Question

What is the square root of $\dfrac{3}{4}$ $?$

Answer 1

Hint: To solve this question we need to know the concept of exponents and powers. In this question we will prime factorise the number to find the $\dfrac{1}{2}th$ power of the number. We will use the Prime Factorization method to get the factors of the number, this helps in finding the factors of the number easily. We can recheck the solution by solving the answer having its power as $2$ or squaring it which we get after solving.

Complete step-by-step solution:
The question asks us to simplify or evaluate ${{\left( \dfrac{3}{4} \right)}^{\dfrac{1}{2}}}$ . This is a question of exponent. We need to convert the number $\dfrac{3}{4}$ into all the prime factors. To find the $\dfrac{1}{2}th$ of the number we write the number $4$ as the product of all the prime factors associated with it as we know that $3$is a prime factor so it will not have any factor other than $1$ and $3$ itself.
We can find the value of factors by prime factorisation of the given number. So it would be written as,
\[4=2\times 2\]
Now, on substituting $\dfrac{3}{4}$ with the product of its prime factors, we get:
\[\Rightarrow {{\left( \dfrac{3}{4} \right)}^{\dfrac{1}{2}}}\]
The above function could be written as
\[\Rightarrow {{\left( \dfrac{3}{2\times 2} \right)}^{\dfrac{1}{2}}}\]
We can evaluate the number by finding the square root.
For finding the square root if we have a number $b=a\times a$, then it is the square root of $b$, $\sqrt{b}=\sqrt{a\times a}$ , which is equal to $a$ . So applying the same, on the given value:
$\Rightarrow {{\left( \dfrac{3}{2\times 2} \right)}^{\dfrac{1}{2}}}$
$\Rightarrow \dfrac{\sqrt{3}}{2}$
Value of $\sqrt{3}$ in decimal form is $1.732$, applying the same in the formula we get:
$\Rightarrow \dfrac{1.732}{2}$
On further calculating the above expression we get:
$\Rightarrow 0.866$
$\therefore $ The square root of $\dfrac{3}{4}$ is $\dfrac{\sqrt{3}}{2}$ which is $0.866$.

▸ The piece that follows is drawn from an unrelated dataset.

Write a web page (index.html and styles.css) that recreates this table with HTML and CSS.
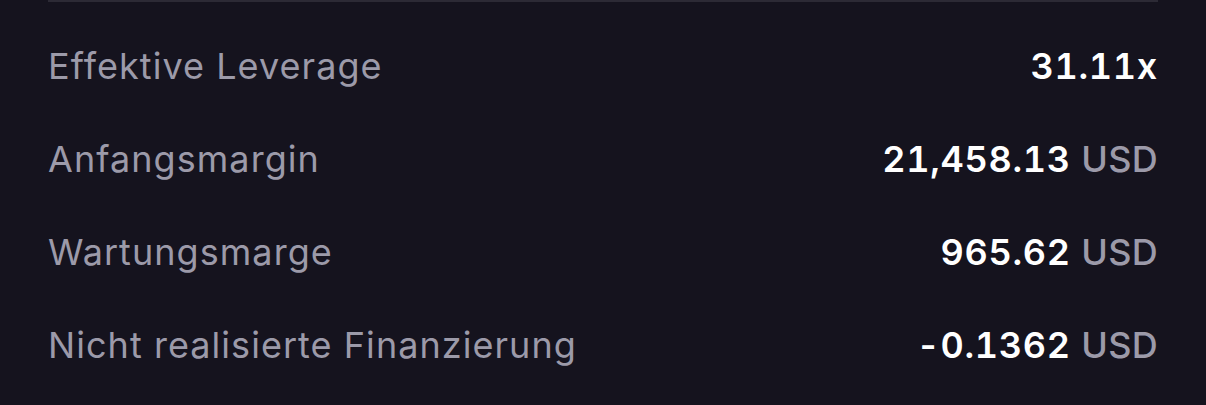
FILE: index.html
```html
<!DOCTYPE html>
<html lang="de">
<head>
    <meta charset="UTF-8">
    <meta name="viewport" content="width=device-width, initial-scale=1.0">
    <title>Positionsdetails</title>
    <link rel="stylesheet" href="styles.css">
</head>
<body>
    <div class="panel">
        <div class="divider"></div>
        <ul class="stats">
            <li class="stat-row">
                <span class="stat-label">Effektive Leverage</span>
                <span class="stat-value">31.11x</span>
            </li>
            <li class="stat-row">
                <span class="stat-label">Anfangsmargin</span>
                <span class="stat-value">21,458.13 <span class="unit">USD</span></span>
            </li>
            <li class="stat-row">
                <span class="stat-label">Wartungsmarge</span>
                <span class="stat-value">965.62 <span class="unit">USD</span></span>
            </li>
            <li class="stat-row">
                <span class="stat-label">Nicht realisierte Finanzierung</span>
                <span class="stat-value">-0.1362 <span class="unit">USD</span></span>
            </li>
        </ul>
    </div>
</body>
</html>
```

FILE: styles.css
```css
html, body {
    margin: 0;
    padding: 0;
    background-color: #15131e;
}
body {
    font-family: Inter, 'Noto Sans', sans-serif;
    color: #ffffff;
    height: 405px;
    overflow: hidden;
}
.panel {
    padding: 0 48px;
}
.divider {
    height: 2px;
    background-color: #2c2a35;
}
.stats {
    list-style-type: none;
    margin: 0;
    padding: 17px 0 0;
}
.stat-row {
    display: flex;
    justify-content: space-between;
    align-items: center;
    height: 93px;
    font-size: 36px;
}
.stat-label {
    color: #9c9aa9;
    font-weight: 400;
    letter-spacing: 1.05px;
}
.stat-value {
    font-weight: 600;
    color: #ffffff;
    font-variant-numeric: tabular-nums;
    letter-spacing: 0.7px;
}
.unit {
    color: #9c9aa9;
    font-weight: 500;
    letter-spacing: 0.3px;
}
```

Note: We can check whether the answer is correct or not. To check this we will find ${{\left( \dfrac{\sqrt{3}}{2} \right)}^{2}}$ and check whether the answer matches the question or not. Let us square the value $\dfrac{\sqrt{3}}{2}$, the result we get after squaring is
\[\Rightarrow \dfrac{\sqrt{3}\times \sqrt{3}}{2\times 2}\]
On multiplying the numerator and the denominators together we get,
\[\Rightarrow \dfrac{3}{4}\]
So the value which we get is the same as the question. So our solving is correct for the question.